Because the above situations are encountered in practice, it is desirable to control robot motion such that the robot arm is made to counter-act anticipated deflections and deviations from its intended path. In such a manner greater precision and substrate pitch are achieved and process throughput improved.
The present invention overcomes the deficiencies of the prior art by actively compensating for deviations in the travel path of the robot arm. In accordance with the invention, the velocity components of robot arm motion are synchronized during extension and retraction of the robot arm to thereby compensate for mechanical and other imperfections, as well as other imperfections of the arm and the manipulated object, which would otherwise cause deviations from an ideal path.
In accordance with the preferred embodiment, motion of the robot arm in the Z direction is synchronized with the planar motion of the robot arm such that the trajectory of the transported object, which may be the end effector of the robot arm itself, is along an object axis of the object. The synchronization may be a linear interpolation between the approach and pickup positions of the robot in terms of the end-effector coordinates. The effects of robot arm position deviation due to for example the weight of the substrate is canceled by applying a predetermined motion algorithm taking into account the position of the robot arm-object combination as well as their weight, along with other factors impacting the accuracy of the object manipulation process.

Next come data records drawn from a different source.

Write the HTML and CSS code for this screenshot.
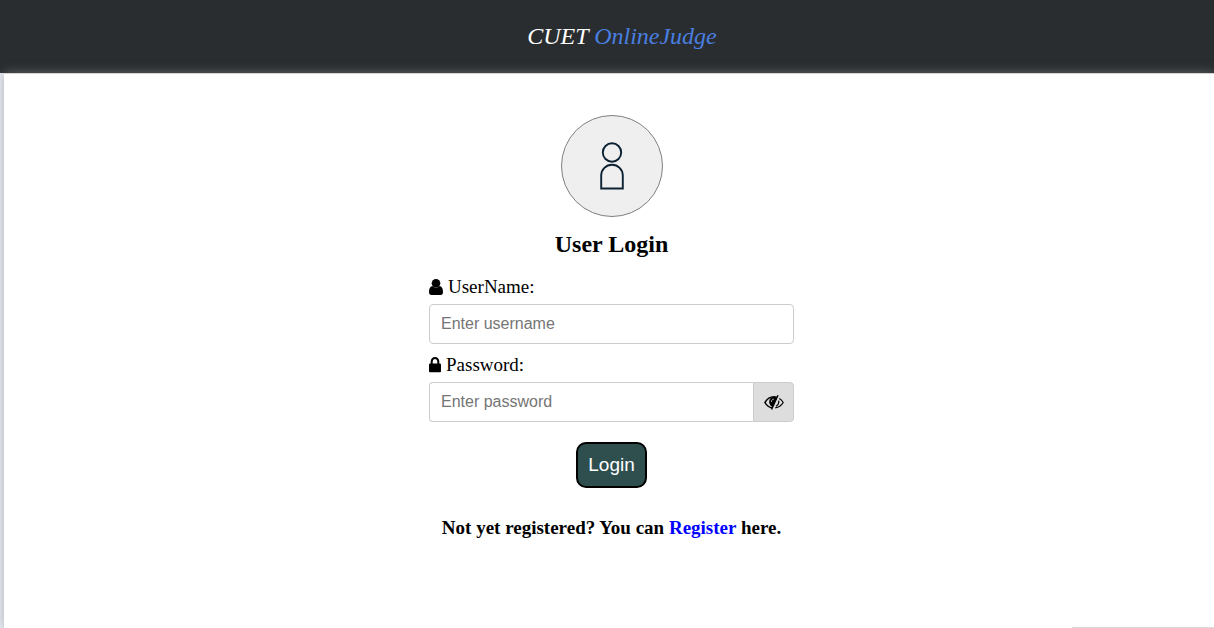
FILE: index.html
```html
<!DOCTYPE html>
<html lang="en">
<head>
<meta charset="utf-8">
<meta name="viewport" content="width=device-width, initial-scale=1">
<title>CUET OnlineJudge - Login</title>
<link rel="stylesheet" href="styles.css">
</head>
<body>
<header class="header">
  <div class="brand"><span>CUET</span> <span class="brand-accent">OnlineJudge</span></div>
</header>
<main class="panel">
  <form class="login">
    <div class="avatar">
      <svg width="100" height="100" viewBox="0 0 100 100" fill="none" stroke="#0c2233" stroke-width="1.9" aria-hidden="true">
        <circle cx="50" cy="36.500" r="9.200"/>
        <path d="M39.200 72.500V59.500a10.800 10.800 0 0 1 21.600 0v13z"/>
      </svg>
    </div>
    <h1 class="title">User Login</h1>
    <label class="label" for="username">
      <svg class="icon" width="14" height="18" viewBox="0 0 14 18" aria-hidden="true">
        <circle cx="7" cy="5.200" r="4.300"/>
        <path d="M3.200 8Q7 11.200 10.800 8C13 8.400 14 11 14 14Q14 17 11.500 17H2.500Q0 17 0 14C0 11 1 8.400 3.200 8z"/>
      </svg>
      UserName:
    </label>
    <input class="field" id="username" type="text" placeholder="Enter username">
    <label class="label" for="password">
      <svg class="icon" width="12" height="18" viewBox="0 0 12 18" aria-hidden="true">
        <path d="M2.700 8.500V5.400a3.300 3.500 0 0 1 6.600 0v3.100" fill="none" stroke="#000" stroke-width="2"/>
        <rect y="7.500" width="12" height="8.700" rx="1"/>
      </svg>
      Password:
    </label>
    <div class="password">
      <input class="field" id="password" type="password" placeholder="Enter password">
      <button class="toggle" type="button" aria-label="Show password">
        <svg width="20" height="18" viewBox="0 0 20 18" fill="none" stroke="#000" stroke-width="1.500" aria-hidden="true">
          <path d="M8 15C5.300 14.300 2.600 12.500 .9 9.500C3 5.900 6.200 3.800 10 3.800c1 0 1.800.1 2.600.4"/>
          <path d="M10 4C6.800 4 5 6.500 5.200 9.300c.2 2.200 1.400 3.900 3.300 4.700L13.200 4.600C12.400 4.200 11.200 4 10 4z" fill="#000" stroke="none"/>
          <path d="M7.300 9c0-1.700 1-2.800 2.600-2.900" stroke="#ddd" stroke-width=".8"/>
          <path d="M14 2.200L7.600 16.500" stroke-width="1.400"/>
          <path d="M15.300 5.400c1.600.9 2.900 2.300 3.900 4.100-1.800 3.100-4.500 5-8 5.300M14.700 7.700c.4 2.500-.6 4.500-2.700 5.600" stroke-width="1.200"/>
        </svg>
      </button>
    </div>
    <button class="submit" type="submit">Login</button>
    <p class="register">Not yet registered? You can <a class="link" href="#register">Register</a> here.</p>
  </form>
  <div class="status-edge"></div>
</main>
</body>
</html>
```

FILE: styles.css
```css
* {
  box-sizing: border-box;
}

body {
  margin: 0;
  min-height: 100vh;
  display: flex;
  flex-direction: column;
  background: #e6ebf5;
  font-family: "Liberation Serif", "Times New Roman", serif;
  font-size: 19px;
  color: #000;
  overflow-x: hidden;
}

.header {
  display: flex;
  justify-content: center;
  padding: 20px 0 21px 30px;
  background: #292d30;
}

.brand {
  font-size: 24px;
  line-height: 32px;
  font-style: italic;
  color: #fff;
  white-space: nowrap;
}

.brand-accent {
  color: #4a7fe0;
}

.panel {
  position: relative;
  flex: 1;
  margin-left: 4px;
  padding: 41px 0 24px 5px;
  border-top: 1px solid #d5d3d2;
  background: #fff;
  box-shadow: 0 0 10px rgba(140, 136, 135, 0.6);
}

.login {
  width: 365px;
  max-width: 100%;
  margin: 0 auto;
  display: flex;
  flex-direction: column;
}

.avatar {
  align-self: center;
  width: 102px;
  height: 102px;
  border: 1px solid #808080;
  border-radius: 50%;
  background: #efefef;
}

.avatar svg {
  display: block;
}

.title {
  margin: 13px 0 15px;
  font-size: 24px;
  line-height: 28px;
  text-align: center;
}

.label {
  display: flex;
  align-items: center;
  gap: 5px;
  height: 27px;
  margin-bottom: 4px;
}

.field {
  width: 100%;
  height: 40px;
  padding: 0 11px;
  border: 1px solid #ccc;
  border-radius: 4px;
  background: #fff;
  font-family: "Liberation Sans", Arial, sans-serif;
  font-size: 16px;
}

.field::placeholder {
  color: #757575;
}

.field + .label {
  margin-top: 7px;
}

.password {
  display: flex;
}

.password .field {
  flex: 1;
  min-width: 0;
  border-right: 0;
  border-radius: 4px 0 0 4px;
}

.toggle {
  display: flex;
  align-items: center;
  justify-content: center;
  width: 41px;
  height: 40px;
  padding: 0;
  border: 1px solid #ccc;
  border-radius: 0 4px 4px 0;
  background: #ddd;
  cursor: pointer;
}

.submit {
  align-self: center;
  height: 46px;
  margin-top: 20px;
  padding: 0 10px;
  border: 2px solid #000;
  border-radius: 10px;
  background: #2f4f4f;
  color: #fff;
  font-family: "Liberation Sans", Arial, sans-serif;
  font-size: 19px;
  cursor: pointer;
}

.register {
  margin: 29px 0 0;
  line-height: 22px;
  font-weight: bold;
  text-align: center;
}

.link {
  color: #00f;
  text-decoration: none;
}

.status-edge {
  position: absolute;
  right: 0;
  bottom: 0;
  width: 142px;
  border-top: 1px solid #dadad8;
}
```
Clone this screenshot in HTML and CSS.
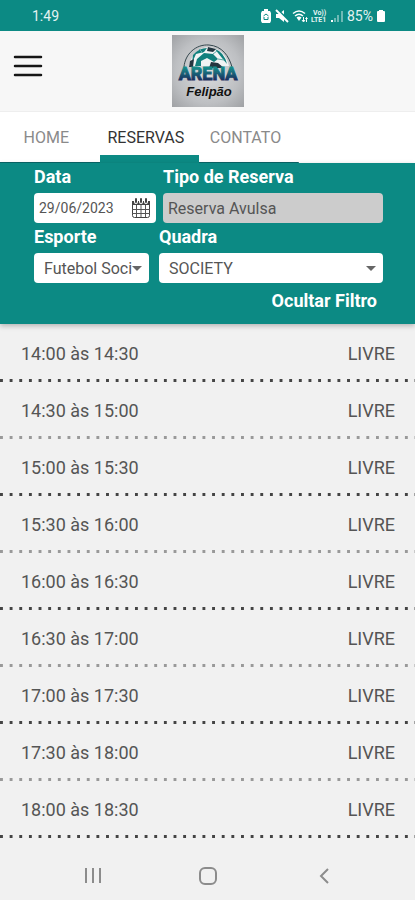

GPRs (Global Positioning Robots) are particularly well-suited to minimize such deviations because their triple actuated Z axis provides stronger support to the upper mechanical structure and because their kinematic versatility enables adjustment of the orientation of the platform of the GPR and the end effector to the orientation of the cassettes without affecting the characteristic point (center) of the manipulated substrate. In accordance with the invention, the dexterity of GPRs is exploited with synchronous movement of the platform during transition between the approach and pickup positions of the end effector associated with a cassette or another substrate holder.